Seasonal planning for small businesses: a practical framework that actually works

When the phone went silent after New Year’s, the owner of a downtown shop assumed customers were taking a break. Two weeks later the backroom freezer sat full, payroll hung heavy and the landlord called about overdue rent. That winter lull had a name. It was seasonal demand. It was predictable. The problem was the plan.
Seasonal planning for small businesses should not feel like an emergency. Most swings in demand repeat on a calendar. The ones that break your business come from treating those swings as surprises. This piece gives a compact, practical framework you can apply before the next cycle begins.

Map the true shape of your seasonality

Start with data you already have. Pull sales by day or week for the past two years. If you do not have two years, use what you have and add proxy signals such as local events or weather that affect your business.
Plot the peaks and troughs. Look for timing, not just magnitude. Does demand dip in January or climb in late summer? Do weekends matter more than weekdays? Note any shifts. A slow January that used to be steady might have moved to February because of a new regional festival.
Once you see the pattern, translate it into three operational moments: ramp-up, peak, and wind-down. Use those moments to schedule decisions instead of reacting to them.

Protect cashflow by planning three layers ahead

Seasonality kills cashflow. The fix is deliberate staging. First, set a minimum cash buffer that covers fixed costs for your longest slow period plus one payroll cycle. Second, build a forecast tied to the three operational moments you mapped.
Forecasting does not require perfect precision. Use conservative assumptions for revenue and slightly aggressive assumptions for costs. Identify the exact week you need to order inventory for the ramp-up so you do not prepay for stock that sits unsold during the lull.
Third, run a weekly cash check through the slow months. Update the forecast with actual receipts and payments. That simple habit exposes shortfalls early so you can negotiate payment terms with vendors or shift nonessential spending.

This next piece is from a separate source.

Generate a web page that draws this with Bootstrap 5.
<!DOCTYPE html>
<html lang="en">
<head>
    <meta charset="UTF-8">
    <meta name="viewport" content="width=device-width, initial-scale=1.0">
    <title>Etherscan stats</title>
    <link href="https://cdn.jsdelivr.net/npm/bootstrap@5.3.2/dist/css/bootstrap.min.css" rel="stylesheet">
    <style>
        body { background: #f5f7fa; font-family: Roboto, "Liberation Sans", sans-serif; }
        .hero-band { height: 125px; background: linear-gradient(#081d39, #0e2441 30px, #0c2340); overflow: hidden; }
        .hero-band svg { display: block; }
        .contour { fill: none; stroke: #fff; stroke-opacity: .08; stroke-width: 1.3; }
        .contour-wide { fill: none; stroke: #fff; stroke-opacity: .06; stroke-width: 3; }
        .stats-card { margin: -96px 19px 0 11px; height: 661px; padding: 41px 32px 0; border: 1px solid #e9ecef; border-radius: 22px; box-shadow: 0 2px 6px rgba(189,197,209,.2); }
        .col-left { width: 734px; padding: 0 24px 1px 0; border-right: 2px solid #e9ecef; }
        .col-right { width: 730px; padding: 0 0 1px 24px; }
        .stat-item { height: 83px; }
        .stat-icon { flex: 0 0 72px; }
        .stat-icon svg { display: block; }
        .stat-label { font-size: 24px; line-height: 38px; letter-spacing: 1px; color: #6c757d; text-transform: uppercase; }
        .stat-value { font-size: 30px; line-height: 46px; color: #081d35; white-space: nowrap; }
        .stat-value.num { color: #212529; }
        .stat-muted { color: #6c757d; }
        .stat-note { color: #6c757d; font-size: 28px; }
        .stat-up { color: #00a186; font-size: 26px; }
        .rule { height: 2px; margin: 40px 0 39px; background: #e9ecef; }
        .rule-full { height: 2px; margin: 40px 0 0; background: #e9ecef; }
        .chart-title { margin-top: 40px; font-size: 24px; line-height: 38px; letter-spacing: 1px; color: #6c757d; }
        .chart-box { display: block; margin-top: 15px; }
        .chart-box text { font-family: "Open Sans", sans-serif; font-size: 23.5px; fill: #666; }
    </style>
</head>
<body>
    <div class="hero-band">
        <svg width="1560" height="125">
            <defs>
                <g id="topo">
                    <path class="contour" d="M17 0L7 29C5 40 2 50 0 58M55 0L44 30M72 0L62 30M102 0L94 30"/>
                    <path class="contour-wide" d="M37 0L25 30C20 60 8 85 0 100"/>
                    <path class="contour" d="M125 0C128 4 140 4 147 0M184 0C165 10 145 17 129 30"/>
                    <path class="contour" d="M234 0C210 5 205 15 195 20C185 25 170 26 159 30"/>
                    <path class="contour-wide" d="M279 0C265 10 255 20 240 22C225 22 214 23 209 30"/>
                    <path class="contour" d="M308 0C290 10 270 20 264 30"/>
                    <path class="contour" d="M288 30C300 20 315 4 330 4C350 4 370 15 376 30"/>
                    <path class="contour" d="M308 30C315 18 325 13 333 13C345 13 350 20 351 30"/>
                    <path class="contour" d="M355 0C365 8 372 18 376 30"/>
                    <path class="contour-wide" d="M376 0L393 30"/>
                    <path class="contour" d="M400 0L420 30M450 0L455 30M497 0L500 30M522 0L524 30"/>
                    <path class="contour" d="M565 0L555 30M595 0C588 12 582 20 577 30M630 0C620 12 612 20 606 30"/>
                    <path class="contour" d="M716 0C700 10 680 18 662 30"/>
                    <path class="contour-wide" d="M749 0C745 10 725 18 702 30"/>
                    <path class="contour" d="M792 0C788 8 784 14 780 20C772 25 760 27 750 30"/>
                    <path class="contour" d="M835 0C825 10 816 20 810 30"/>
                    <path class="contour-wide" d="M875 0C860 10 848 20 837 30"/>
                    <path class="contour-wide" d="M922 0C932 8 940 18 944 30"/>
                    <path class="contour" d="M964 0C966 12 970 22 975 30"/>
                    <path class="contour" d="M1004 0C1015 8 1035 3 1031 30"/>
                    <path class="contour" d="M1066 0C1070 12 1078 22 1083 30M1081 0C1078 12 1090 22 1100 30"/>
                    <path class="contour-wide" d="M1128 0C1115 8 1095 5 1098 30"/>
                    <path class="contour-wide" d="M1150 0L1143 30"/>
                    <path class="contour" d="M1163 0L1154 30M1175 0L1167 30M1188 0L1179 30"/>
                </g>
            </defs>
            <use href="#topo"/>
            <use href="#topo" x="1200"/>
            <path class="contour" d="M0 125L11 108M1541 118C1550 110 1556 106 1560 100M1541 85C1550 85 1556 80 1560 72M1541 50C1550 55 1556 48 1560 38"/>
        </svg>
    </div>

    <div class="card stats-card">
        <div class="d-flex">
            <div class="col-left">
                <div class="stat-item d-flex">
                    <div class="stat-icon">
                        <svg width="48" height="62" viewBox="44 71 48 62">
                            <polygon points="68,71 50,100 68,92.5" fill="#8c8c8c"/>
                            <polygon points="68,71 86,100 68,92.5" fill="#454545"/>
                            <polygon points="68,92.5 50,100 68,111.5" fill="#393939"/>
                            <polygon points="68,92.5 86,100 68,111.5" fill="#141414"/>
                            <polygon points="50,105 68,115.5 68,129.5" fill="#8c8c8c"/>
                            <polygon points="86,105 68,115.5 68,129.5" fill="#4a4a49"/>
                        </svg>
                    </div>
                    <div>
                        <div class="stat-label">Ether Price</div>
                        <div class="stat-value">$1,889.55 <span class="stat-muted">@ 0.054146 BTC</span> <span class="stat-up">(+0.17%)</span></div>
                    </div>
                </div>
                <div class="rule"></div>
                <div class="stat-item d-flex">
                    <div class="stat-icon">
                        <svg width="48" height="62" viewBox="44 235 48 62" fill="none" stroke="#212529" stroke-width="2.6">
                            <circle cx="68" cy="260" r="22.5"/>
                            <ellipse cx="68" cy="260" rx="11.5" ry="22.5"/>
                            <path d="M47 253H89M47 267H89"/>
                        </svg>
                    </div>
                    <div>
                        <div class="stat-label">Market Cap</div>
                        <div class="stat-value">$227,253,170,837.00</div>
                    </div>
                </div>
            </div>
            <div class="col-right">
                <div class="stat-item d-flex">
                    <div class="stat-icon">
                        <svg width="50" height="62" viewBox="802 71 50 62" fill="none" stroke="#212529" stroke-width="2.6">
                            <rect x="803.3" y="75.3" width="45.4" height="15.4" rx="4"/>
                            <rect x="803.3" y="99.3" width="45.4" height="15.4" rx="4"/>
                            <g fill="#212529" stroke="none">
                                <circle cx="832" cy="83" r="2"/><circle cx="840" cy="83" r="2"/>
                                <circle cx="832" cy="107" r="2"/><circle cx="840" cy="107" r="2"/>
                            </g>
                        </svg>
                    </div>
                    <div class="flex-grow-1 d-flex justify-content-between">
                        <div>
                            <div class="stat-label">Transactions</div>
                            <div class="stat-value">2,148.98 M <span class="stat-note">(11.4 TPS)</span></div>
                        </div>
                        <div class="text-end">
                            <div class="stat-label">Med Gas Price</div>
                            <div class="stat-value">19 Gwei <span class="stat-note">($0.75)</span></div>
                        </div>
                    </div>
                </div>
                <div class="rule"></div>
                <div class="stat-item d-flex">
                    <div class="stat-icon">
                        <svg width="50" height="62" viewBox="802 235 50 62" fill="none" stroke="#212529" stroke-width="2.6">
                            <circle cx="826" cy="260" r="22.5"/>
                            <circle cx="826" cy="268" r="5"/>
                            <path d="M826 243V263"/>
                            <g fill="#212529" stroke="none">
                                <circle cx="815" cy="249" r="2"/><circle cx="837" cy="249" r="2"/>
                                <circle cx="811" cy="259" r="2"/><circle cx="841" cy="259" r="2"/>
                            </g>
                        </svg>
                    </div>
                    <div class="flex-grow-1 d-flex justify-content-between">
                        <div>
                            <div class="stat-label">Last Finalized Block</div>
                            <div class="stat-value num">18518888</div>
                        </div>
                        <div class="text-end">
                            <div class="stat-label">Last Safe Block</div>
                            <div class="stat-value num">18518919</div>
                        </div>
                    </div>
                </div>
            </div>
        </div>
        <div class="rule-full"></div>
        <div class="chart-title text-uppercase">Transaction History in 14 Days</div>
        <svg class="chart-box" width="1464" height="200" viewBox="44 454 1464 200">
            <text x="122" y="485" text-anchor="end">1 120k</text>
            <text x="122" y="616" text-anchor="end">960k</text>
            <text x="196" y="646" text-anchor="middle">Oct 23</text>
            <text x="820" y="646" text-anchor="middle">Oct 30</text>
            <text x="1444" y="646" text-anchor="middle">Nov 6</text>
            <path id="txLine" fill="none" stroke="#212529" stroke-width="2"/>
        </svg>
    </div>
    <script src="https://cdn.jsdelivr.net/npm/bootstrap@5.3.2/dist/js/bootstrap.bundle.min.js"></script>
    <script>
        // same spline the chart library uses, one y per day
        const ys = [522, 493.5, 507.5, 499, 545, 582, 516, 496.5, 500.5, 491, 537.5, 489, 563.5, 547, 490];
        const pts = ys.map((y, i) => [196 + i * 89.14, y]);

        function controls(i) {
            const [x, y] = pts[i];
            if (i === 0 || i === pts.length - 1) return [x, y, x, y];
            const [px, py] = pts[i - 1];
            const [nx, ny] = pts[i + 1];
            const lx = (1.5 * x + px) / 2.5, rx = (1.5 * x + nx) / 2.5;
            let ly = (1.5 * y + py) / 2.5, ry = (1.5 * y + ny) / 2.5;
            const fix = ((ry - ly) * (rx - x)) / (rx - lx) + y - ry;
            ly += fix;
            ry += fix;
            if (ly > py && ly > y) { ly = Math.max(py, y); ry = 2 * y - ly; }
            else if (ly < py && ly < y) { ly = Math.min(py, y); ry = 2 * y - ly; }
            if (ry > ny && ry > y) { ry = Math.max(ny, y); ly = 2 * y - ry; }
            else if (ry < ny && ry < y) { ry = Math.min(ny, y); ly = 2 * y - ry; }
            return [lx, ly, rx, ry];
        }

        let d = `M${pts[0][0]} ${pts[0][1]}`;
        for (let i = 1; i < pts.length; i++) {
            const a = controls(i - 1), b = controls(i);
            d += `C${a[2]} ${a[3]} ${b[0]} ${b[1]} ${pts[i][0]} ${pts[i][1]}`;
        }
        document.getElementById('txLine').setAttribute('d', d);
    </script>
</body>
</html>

Right-size staffing and scheduling around the demand curve

Too many owners respond to busy periods by hiring fast and firing slowly. That creates payroll drag in off-seasons. Instead, redesign roles for flexibility.
Cross-train existing staff so you can shift people between front-of-house, back-of-house and online fulfillment during peaks. Use part-time and seasonal contracts for work that spikes, such as events or holiday fulfillment. When you hire temporary workers, document their onboarding into a two-page checklist so they start contributing on day one.
Schedule in blocks that match customer behavior. If your peaks always include Friday evenings, create a recurring Friday shift that scales with a predictable headcount. Track coverage effectiveness with a simple metric: sales per labor hour.

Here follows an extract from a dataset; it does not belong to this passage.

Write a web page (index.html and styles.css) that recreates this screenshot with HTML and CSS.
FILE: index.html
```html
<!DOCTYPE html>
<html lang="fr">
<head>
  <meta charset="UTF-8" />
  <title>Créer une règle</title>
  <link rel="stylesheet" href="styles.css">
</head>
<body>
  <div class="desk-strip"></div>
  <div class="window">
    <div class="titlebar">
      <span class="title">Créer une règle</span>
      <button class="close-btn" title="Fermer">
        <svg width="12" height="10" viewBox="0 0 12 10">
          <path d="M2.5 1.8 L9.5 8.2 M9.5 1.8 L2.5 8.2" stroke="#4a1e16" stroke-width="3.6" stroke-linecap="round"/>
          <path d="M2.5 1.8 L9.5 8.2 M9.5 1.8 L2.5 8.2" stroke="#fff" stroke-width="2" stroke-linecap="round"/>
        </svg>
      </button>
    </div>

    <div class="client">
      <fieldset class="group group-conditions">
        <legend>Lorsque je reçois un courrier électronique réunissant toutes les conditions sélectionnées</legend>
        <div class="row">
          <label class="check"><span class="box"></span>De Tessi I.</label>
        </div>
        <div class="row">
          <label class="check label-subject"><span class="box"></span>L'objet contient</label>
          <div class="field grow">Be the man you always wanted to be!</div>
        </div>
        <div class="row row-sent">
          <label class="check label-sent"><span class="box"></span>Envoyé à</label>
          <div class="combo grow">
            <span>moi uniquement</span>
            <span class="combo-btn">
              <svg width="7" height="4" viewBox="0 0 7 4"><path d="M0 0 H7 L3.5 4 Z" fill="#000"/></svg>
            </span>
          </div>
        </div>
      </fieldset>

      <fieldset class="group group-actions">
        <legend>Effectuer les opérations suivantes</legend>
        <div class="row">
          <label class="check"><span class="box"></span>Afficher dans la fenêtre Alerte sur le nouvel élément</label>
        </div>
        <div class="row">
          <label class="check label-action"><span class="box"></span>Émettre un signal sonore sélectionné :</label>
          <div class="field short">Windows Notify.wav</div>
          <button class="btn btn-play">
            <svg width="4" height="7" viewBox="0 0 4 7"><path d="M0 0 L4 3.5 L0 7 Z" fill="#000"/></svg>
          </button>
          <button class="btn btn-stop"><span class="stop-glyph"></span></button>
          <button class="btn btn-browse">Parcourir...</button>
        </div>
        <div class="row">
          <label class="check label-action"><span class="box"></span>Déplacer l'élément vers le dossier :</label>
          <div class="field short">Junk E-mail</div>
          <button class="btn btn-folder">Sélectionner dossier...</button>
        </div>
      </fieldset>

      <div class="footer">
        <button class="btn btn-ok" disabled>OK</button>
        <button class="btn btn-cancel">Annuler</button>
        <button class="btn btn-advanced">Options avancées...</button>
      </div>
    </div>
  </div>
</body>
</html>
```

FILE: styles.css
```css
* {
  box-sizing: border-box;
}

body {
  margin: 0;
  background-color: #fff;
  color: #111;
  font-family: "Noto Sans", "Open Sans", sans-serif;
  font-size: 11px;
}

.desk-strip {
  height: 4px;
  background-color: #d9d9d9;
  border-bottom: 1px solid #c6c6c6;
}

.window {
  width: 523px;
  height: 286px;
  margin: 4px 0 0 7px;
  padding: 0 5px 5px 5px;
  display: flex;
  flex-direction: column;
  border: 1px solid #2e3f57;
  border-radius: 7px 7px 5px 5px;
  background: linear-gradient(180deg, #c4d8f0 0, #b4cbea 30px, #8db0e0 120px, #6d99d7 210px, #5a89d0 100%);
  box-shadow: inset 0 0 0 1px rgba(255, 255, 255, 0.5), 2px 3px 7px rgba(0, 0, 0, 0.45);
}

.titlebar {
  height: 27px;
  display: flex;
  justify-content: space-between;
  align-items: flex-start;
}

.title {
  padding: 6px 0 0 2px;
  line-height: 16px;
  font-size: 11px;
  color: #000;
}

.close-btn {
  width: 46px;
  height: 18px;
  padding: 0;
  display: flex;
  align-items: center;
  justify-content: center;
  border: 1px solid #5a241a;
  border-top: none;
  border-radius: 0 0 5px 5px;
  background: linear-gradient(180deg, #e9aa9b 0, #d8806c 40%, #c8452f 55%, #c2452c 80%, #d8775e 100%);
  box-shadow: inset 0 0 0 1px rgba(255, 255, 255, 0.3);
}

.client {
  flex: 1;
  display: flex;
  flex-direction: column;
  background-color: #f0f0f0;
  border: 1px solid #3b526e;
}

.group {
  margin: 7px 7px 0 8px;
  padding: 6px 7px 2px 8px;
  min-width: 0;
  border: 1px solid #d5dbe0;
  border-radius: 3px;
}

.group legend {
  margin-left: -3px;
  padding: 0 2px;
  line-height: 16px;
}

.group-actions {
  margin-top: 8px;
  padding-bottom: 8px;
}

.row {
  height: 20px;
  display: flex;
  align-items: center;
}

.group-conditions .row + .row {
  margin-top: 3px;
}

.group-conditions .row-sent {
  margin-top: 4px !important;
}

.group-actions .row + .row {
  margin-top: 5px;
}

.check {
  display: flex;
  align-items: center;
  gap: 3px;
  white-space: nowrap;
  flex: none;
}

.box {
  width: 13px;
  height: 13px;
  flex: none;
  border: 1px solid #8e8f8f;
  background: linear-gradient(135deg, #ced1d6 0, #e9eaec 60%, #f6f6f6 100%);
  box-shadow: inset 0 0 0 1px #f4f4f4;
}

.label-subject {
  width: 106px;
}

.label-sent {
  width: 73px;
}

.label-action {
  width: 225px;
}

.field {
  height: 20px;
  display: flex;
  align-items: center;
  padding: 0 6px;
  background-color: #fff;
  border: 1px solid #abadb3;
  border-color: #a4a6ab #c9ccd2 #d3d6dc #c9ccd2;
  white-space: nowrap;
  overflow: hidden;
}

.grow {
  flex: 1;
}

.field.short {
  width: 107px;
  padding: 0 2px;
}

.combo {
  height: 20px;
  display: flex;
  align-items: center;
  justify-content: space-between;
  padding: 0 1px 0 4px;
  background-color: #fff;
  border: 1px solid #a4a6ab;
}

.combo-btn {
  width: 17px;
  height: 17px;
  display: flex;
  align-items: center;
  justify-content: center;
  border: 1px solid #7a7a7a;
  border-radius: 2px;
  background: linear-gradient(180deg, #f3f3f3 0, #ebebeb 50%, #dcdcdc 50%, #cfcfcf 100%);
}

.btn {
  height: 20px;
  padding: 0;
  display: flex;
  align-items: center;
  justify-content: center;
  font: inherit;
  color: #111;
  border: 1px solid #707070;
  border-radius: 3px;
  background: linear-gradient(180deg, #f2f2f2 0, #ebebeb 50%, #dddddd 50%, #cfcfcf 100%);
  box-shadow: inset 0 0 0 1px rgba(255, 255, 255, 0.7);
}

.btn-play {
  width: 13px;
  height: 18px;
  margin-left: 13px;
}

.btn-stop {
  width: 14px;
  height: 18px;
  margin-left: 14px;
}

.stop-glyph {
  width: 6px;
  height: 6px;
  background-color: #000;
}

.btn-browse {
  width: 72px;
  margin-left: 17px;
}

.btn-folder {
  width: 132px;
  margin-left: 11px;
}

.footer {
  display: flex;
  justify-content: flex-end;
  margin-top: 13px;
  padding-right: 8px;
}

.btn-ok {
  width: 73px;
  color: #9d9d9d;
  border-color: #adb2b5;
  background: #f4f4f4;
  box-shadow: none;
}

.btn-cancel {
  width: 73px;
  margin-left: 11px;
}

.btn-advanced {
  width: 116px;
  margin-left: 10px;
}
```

Align inventory and suppliers with the calendar, not just price

Inventory mistakes bite two ways. Overstock ties up cash. Understock loses sales and trust. The solution lies in cadence.
Set ordering windows keyed to lead times. If a supplier needs three weeks to deliver, place the order for ramp-up three weeks before the first expected uptick. For slow months, create a lean kit of core SKUs that keep shelves presentable and margins manageable.
Negotiate flexible terms with suppliers. Ask for smaller, more frequent deliveries during volatile months. That conversation opens the door to alternative fulfillment arrangements and reduces your carrying costs.

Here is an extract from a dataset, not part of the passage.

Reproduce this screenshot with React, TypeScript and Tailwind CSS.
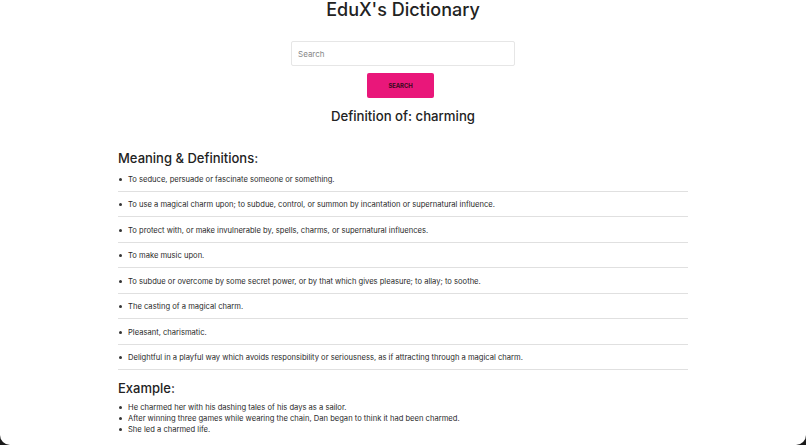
const definitions = [
  'To seduce, persuade or fascinate someone or something.',
  'To use a magical charm upon; to subdue, control, or summon by incantation or supernatural influence.',
  'To protect with, or make invulnerable by, spells, charms, or supernatural influences.',
  'To make music upon.',
  'To subdue or overcome by some secret power, or by that which gives pleasure; to allay; to soothe.',
  'The casting of a magical charm.',
  'Pleasant, charismatic.',
  'Delightful in a playful way which avoids responsibility or seriousness, as if attracting through a magical charm.',
]

const examples = [
  'He charmed her with his dashing tales of his days as a sailor.',
  'After winning three games while wearing the chain, Dan began to think it had been charmed.',
  'She led a charmed life.',
]

function Bullet() {
  return <span className="w-[3px] h-[3px] rounded-full bg-[#333] shrink-0 mr-[6px] ml-[1px]" />
}

export default function App() {
  return (
    <div className="w-[806px] h-[445px] bg-[#1a1a1a] overflow-hidden">
      <div
        className="h-full bg-white rounded-b-[10px] flex flex-col items-center text-[#222]"
        style={{ fontFamily: 'Inter, "Noto Sans", sans-serif' }}
      >
        <h1 className="text-[18px] leading-[20px] font-medium">EduX's Dictionary</h1>

        <input
          type="text"
          placeholder="Search"
          className="mt-[21px] w-[224px] h-[25px] border border-[#e6e6e6] rounded-[2px] px-[6px] text-[8px] placeholder:text-[#888] outline-none"
        />
        <button className="mt-[7px] mr-[5px] w-[67px] h-[25px] bg-[#e9177a] rounded-[2px] text-[6px] font-bold text-[#3a0a20] tracking-tight">
          SEARCH
        </button>

        <h2 className="mt-[10px] text-[13.2px] leading-[16px] font-medium">Definition of: charming</h2>

        <div className="w-[570px] mt-[26px]">
          <h3 className="text-[13px] leading-[16px] font-medium">Meaning &amp; Definitions:</h3>
          <ul>
            {definitions.map((d) => (
              <li key={d} className="h-[25.5px] pt-[2px] flex items-center border-b border-[#e0e0e0] text-[7.6px] text-[#2a2a2a]">
                <Bullet />
                {d}
              </li>
            ))}
          </ul>

          <h3 className="mt-[10px] text-[13px] leading-[16px] font-medium">Example:</h3>
          <ul className="mt-[6px]">
            {examples.map((e) => (
              <li key={e} className="h-[11px] flex items-center text-[7.6px] text-[#2a2a2a]">
                <Bullet />
                {e}
              </li>
            ))}
          </ul>
        </div>
      </div>
    </div>
  )
}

Market seasonally and keep customers informed

Marketing that treats every month the same wastes budget. Plan campaigns that match customer intent. In a summer peak, focus on inventory availability and experience. In slower months, focus on value and community.
Use simple signals to communicate with customers. Update hours, inventory status and delivery windows in the exact places people check first. If you have a local following, a short weekly message that explains how you are changing hours or offering limited releases keeps customers coming back. Test one promotion per slow month and measure the lift.
Midway through a seasonal cycle, leadership matters. Good operational planning starts with clear priorities and ends with consistent messages. If you want a short primer on practical organizational habits that help teams execute during peaks, read this piece on leadership.

Make the season teachable: run a short after-action review

After each peak, hold a one-hour review with the team. Ask three questions. What surprised us? What cost us money or customers? What did we do that we should repeat? Keep the meeting tight and focus on actions that take under a month to implement.
Turn the answers into a short checklist for the next cycle. Store that checklist where your managers can find it. Over time, these micro-improvements compound and reduce the stress of future seasons.

Closing insight: plan like you expect it to repeat

Seasonal problems break businesses when owners treat them as unique events. Treat seasons as rehearsed cycles instead. Map the pattern. Stage your cash. Right-size people and stock. Market with purpose. Debrief quickly. Those steps convert predictability into control.
When you stop being surprised, you start making choices. That is where small business resilience lives.